The application cutoff date for fiscal year 2019 CSP general applications is MAY 10, 2019. 

The application cutoff date for RCPP-CSP applications is JUNE 21,2019. 

The application deadline CSP-GCI (Grassland Conservation Initiative) will be specified in the letters mailed to eligible producers.

The application deadline for contract renewals is TBA. Contract participants with a 2015 Conservation Stewardship Program contract that will expire this year should receive a letter from their local NRCS office informing them of the opportunity to renew for another 5 years. The application materials must be returned to NRCS by the announced deadline in order to be considered for another 5 year contract. Instead of applying for a contract renewal, contract participants can choose to submit a new application that will be considered for funding with other eligible applications in 2020.

To apply, please contact any NRCS field office: NM Field Office Directory

Have you ever looked across your property and thought about the land management goals you would like to take to the next level? Maybe we can help.

The Conservation Stewardship Program (CSP) is a voluntary conservation program that encourages producers to address resource concerns in a comprehensive manner.  CSP helps producers build on their current conservation efforts and can assist producers improve grazing conditions, increase crop yields, reduce production expenses and improve scenic and wildlife values of the land.

CSP is available on Tribal and private agricultural lands and on non-industrial private forest land in all 50 States, the Caribbean and Pacific Islands Areas. The program provides equitable access to all producers, regardless of operation size, crops produced, or geographic location.

Information On This Page:

How Does CSP Work?

Most of the agriculture and forestry producers who are approved to participate in CSP have already been implementing conservation practices on their land. CSP takes those practices to a higher level with enhancements and bundles.  For example, if you have been practicing prescribed grazing to manage forage for livestock, CSP would give you options to enhance that practice with activities, such as, grazing management to improve plants for wildlife, or grazing management to reduce soil compaction, or grazing management to improve riparian function, to name a few.

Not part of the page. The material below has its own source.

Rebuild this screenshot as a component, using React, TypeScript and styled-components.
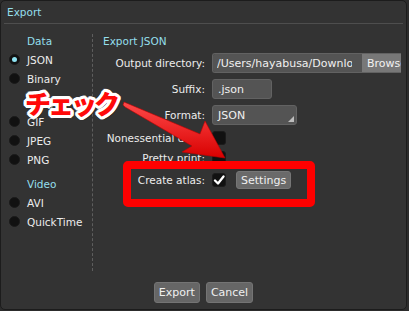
import React from "react";
import styled, { createGlobalStyle } from "styled-components";

const Global = createGlobalStyle`
  html, body { margin: 0; padding: 0; background: #2c2c2c; }
  body { font-family: "DejaVu Sans", "Liberation Sans", sans-serif; }
  * { box-sizing: border-box; }
`;

const Window = styled.div`
  position: relative;
  width: 407px;
  height: 310px;
  border: 1px solid #1c1c1c;
  border-radius: 5px;
  background: #333333;
  display: flex;
  flex-direction: column;
  overflow: hidden;
  font-size: 10.5px;
  color: #e8e8e8;
`;

const TitleBar = styled.div`
  height: 23px;
  margin: 0 3px;
  padding-left: 3px;
  display: flex;
  align-items: center;
  color: #94dfec;
  font-size: 10.5px;
  border-bottom: 1px solid #4e4e4e;
`;

const Body = styled.div`
  flex: 1;
  display: flex;
  padding-top: 10px;
  min-height: 0;
`;

const Sidebar = styled.div`
  width: 92px;
  border-right: 1px dashed #5e5e5e;
  display: flex;
  flex-direction: column;
`;

const SideList = styled.div`
  margin-top: -3px;
  display: flex;
  flex-direction: column;
`;

const GroupHeader = styled.div<{ $first?: boolean }>`
  height: 19px;
  display: flex;
  align-items: center;
  padding-left: 26px;
  color: #94dfec;
  margin-top: ${(p) => (p.$first ? "0" : "5px")};
`;

const RadioRow = styled.div`
  height: 19px;
  display: flex;
  align-items: center;
  padding-left: 8px;
  gap: 7px;
  color: #ececec;
`;

const RadioDot = styled.span<{ $on?: boolean }>`
  width: 11px;
  height: 11px;
  border-radius: 50%;
  background: #111;
  border: 1px solid #1a1a1a;
  display: flex;
  align-items: center;
  justify-content: center;
  &::after {
    content: "";
    width: 5px;
    height: 5px;
    border-radius: 50%;
    background: ${(p) => (p.$on ? "#8fe3f2" : "transparent")};
  }
`;

const Panel = styled.div`
  flex: 1;
  padding-left: 10px;
  display: flex;
  flex-direction: column;
  overflow: hidden;
`;

const PanelHeader = styled.div`
  height: 19px;
  margin-top: -3px;
  margin-bottom: 3px;
  display: flex;
  align-items: center;
  color: #94dfec;
`;

const Form = styled.div`
  display: grid;
  grid-template-columns: 102px 1fr;
  grid-template-rows: 20px 20px 20px 14px 14px 18px;
  column-gap: 7px;
  row-gap: 6px;
  align-items: center;
`;

const Label = styled.div`
  text-align: right;
  white-space: nowrap;
  color: #ececec;
`;

const Controls = styled.div`
  display: flex;
  align-items: center;
  height: 100%;
  min-width: 0;
`;

const InputGroup = styled.div`
  display: flex;
  height: 20px;
  width: 189px;
  border-radius: 3px 0 0 3px;
  overflow: hidden;
  border: 1px solid #626262;
  border-right: none;
`;

const TextField = styled.div<{ $w?: number }>`
  height: 20px;
  width: ${(p) => (p.$w ? `${p.$w}px` : "auto")};
  flex: ${(p) => (p.$w ? "none" : "1")};
  background: #545454;
  border: 1px solid #626262;
  border-radius: 3px;
  padding: 0 5px;
  display: flex;
  align-items: center;
  white-space: nowrap;
  overflow: hidden;
  color: #f0f0f0;
  font-size: 11px;
`;

const PathField = styled.div`
  width: 149px;
  flex: none;
  height: 100%;
  background: #545454;
  padding: 0 4px;
  display: flex;
  align-items: center;
  color: #f0f0f0;
  font-size: 11px;
`;

const PathText = styled.span`
  display: block;
  width: 135px;
  white-space: nowrap;
  overflow: hidden;
`;

const BrowseButton = styled.div`
  flex: none;
  width: 50px;
  height: 100%;
  background: #787878;
  padding-left: 5px;
  display: flex;
  align-items: center;
  white-space: nowrap;
  color: #f2f2f2;
  font-size: 11px;
`;

const SelectField = styled(TextField)`
  position: relative;
  &::after {
    content: "";
    position: absolute;
    right: 2px;
    bottom: 2px;
    width: 0;
    height: 0;
    border-left: 6px solid transparent;
    border-bottom: 6px solid #bdbdbd;
  }
`;

const Check = styled.span`
  width: 14px;
  height: 14px;
  border-radius: 3px;
  background: #111;
  border: 1px solid #1b1b1b;
  display: flex;
  align-items: center;
  justify-content: center;
  flex: none;
`;

const SmallButton = styled.div`
  margin-left: 10px;
  height: 18px;
  padding: 0 4px;
  background: #6a6a6a;
  border: 1px solid #767676;
  border-radius: 3px;
  display: flex;
  align-items: center;
  color: #f0f0f0;
  font-size: 11px;
`;

const Footer = styled.div`
  height: 38px;
  display: flex;
  justify-content: center;
  align-items: flex-start;
  padding-top: 11px;
  gap: 6px;
`;

const FooterButton = styled.div`
  height: 21px;
  padding: 0 4px;
  background: #666;
  border: 1px solid #747474;
  border-radius: 3px;
  display: flex;
  align-items: center;
  color: #f0f0f0;
  font-size: 11px;
`;

const Highlight = styled.div`
  position: absolute;
  left: 122px;
  top: 160px;
  width: 192px;
  height: 46px;
  border: 8px solid #ff0000;
  border-radius: 5px;
  pointer-events: none;
`;

const Callout = styled.span`
  position: absolute;
  left: 24px;
  top: 89px;
  font-family: "Noto Sans CJK JP", sans-serif;
  font-weight: 900;
  font-size: 26px;
  letter-spacing: -3px;
  line-height: 1;
  color: #ff0a0a;
  text-shadow:
    2px 0 0 #fff, -2px 0 0 #fff, 0 2px 0 #fff, 0 -2px 0 #fff,
    2px 2px 0 #fff, -2px -2px 0 #fff, 2px -2px 0 #fff, -2px 2px 0 #fff,
    3px 0 0 #fff, -3px 0 0 #fff, 0 3px 0 #fff, 0 -3px 0 #fff,
    3px 1px 0 #fff, -3px 1px 0 #fff, 1px 3px 0 #fff, 1px -3px 0 #fff,
    3px -1px 0 #fff, -3px -1px 0 #fff, -1px 3px 0 #fff, -1px -3px 0 #fff,
    2px 3px 1px rgba(0,0,0,0.5);
  pointer-events: none;
`;

const ArrowLayer = styled.svg`
  position: absolute;
  left: 0;
  top: 0;
  width: 405px;
  height: 308px;
  pointer-events: none;
`;

const CheckMark = () => (
  <svg width="12" height="12" viewBox="0 0 12 12">
    <path d="M2 6.5 L5 9.5 L10.5 2.5" fill="none" stroke="#fff" strokeWidth="2.3" strokeLinecap="round" strokeLinejoin="round" />
  </svg>
);

export default function App() {
  return (
    <>
      <Global />
      <Window>
        <TitleBar>Export</TitleBar>
        <Body>
          <Sidebar>
            <SideList>
              <GroupHeader $first>Data</GroupHeader>
              <RadioRow><RadioDot $on />JSON</RadioRow>
              <RadioRow><RadioDot />Binary</RadioRow>
              <GroupHeader>Image</GroupHeader>
              <RadioRow><RadioDot />GIF</RadioRow>
              <RadioRow><RadioDot />JPEG</RadioRow>
              <RadioRow><RadioDot />PNG</RadioRow>
              <GroupHeader>Video</GroupHeader>
              <RadioRow><RadioDot />AVI</RadioRow>
              <RadioRow><RadioDot />QuickTime</RadioRow>
            </SideList>
          </Sidebar>
          <Panel>
            <PanelHeader>Export JSON</PanelHeader>
            <Form>
              <Label>Output directory:</Label>
              <Controls>
                <InputGroup>
                  <PathField><PathText>/Users/hayabusa/Downloads</PathText></PathField>
                  <BrowseButton>Browse</BrowseButton>
                </InputGroup>
              </Controls>
              <Label>Suffix:</Label>
              <Controls><TextField $w={60}>.json</TextField></Controls>
              <Label>Format:</Label>
              <Controls><SelectField $w={85}>JSON</SelectField></Controls>
              <Label>Nonessential data:</Label>
              <Controls><Check /></Controls>
              <Label>Pretty print:</Label>
              <Controls><Check /></Controls>
              <Label>Create atlas:</Label>
              <Controls>
                <Check><CheckMark /></Check>
                <SmallButton>Settings</SmallButton>
              </Controls>
            </Form>
          </Panel>
        </Body>
        <Footer>
          <FooterButton>Export</FooterButton>
          <FooterButton>Cancel</FooterButton>
        </Footer>

        <ArrowLayer viewBox="0 0 405 308">
          <defs>
            <linearGradient id="arr" x1="0" y1="0" x2="0" y2="1">
              <stop offset="0" stopColor="#ff4a4a" />
              <stop offset="1" stopColor="#d80000" />
            </linearGradient>
          </defs>
          <polygon
            points="123,101 199,133 204,120 224,157 181,151 191,145 124,106 122,104"
            fill="url(#arr)"
            stroke="#c00000"
            strokeWidth="0.6"
            strokeLinejoin="round"
          />
        </ArrowLayer>
        <Highlight />
        <Callout>チェック</Callout>
      </Window>
    </>
  );
}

If you decide to enroll in CSP, the local NRCS conservation planner will discuss with you the production practices of the operation and the natural resources on your land. Then the NRCS conservation planner will assist you to identify the activities needed to meet the stewardship thresholds and the alternatives that will help you meet your management goals.

CSP offers annual incentive payments for installing the activities that you have chosen and that best fit your operation. If you want to take it even a step further, CSP also offers bundles where you can select a suite of enhancements and receive a higher payment.

Once your operation has been evaluated, is found eligible for CSP, and you have chosen the conservation activities you will adopt, your application will be ranked to determine how well your current and future management system will address national, state, and local natural resource priorities.  Your application will be rated against other eligible applications that have similar resource challenges, with the highest scoring applications selected first.

Take a look at the CSP Producer Success Stories on the left side bar for examples of how producers across the US have successfully used CSP assistance and how the assistance could benefit your land.  The links will take you to the National CSP webpage.


Are you eligible? CSP is available to all producers, regardless of operation size or type of crops produced. Applicants must have a tax identification number, either a social security number or TIN/EIN from the IRS. 

Applicants must be in compliance with USDA highly erodible land and wetland conservation requirements, adjusted gross income requirement and have current farm records with USDA Farm Service Agency.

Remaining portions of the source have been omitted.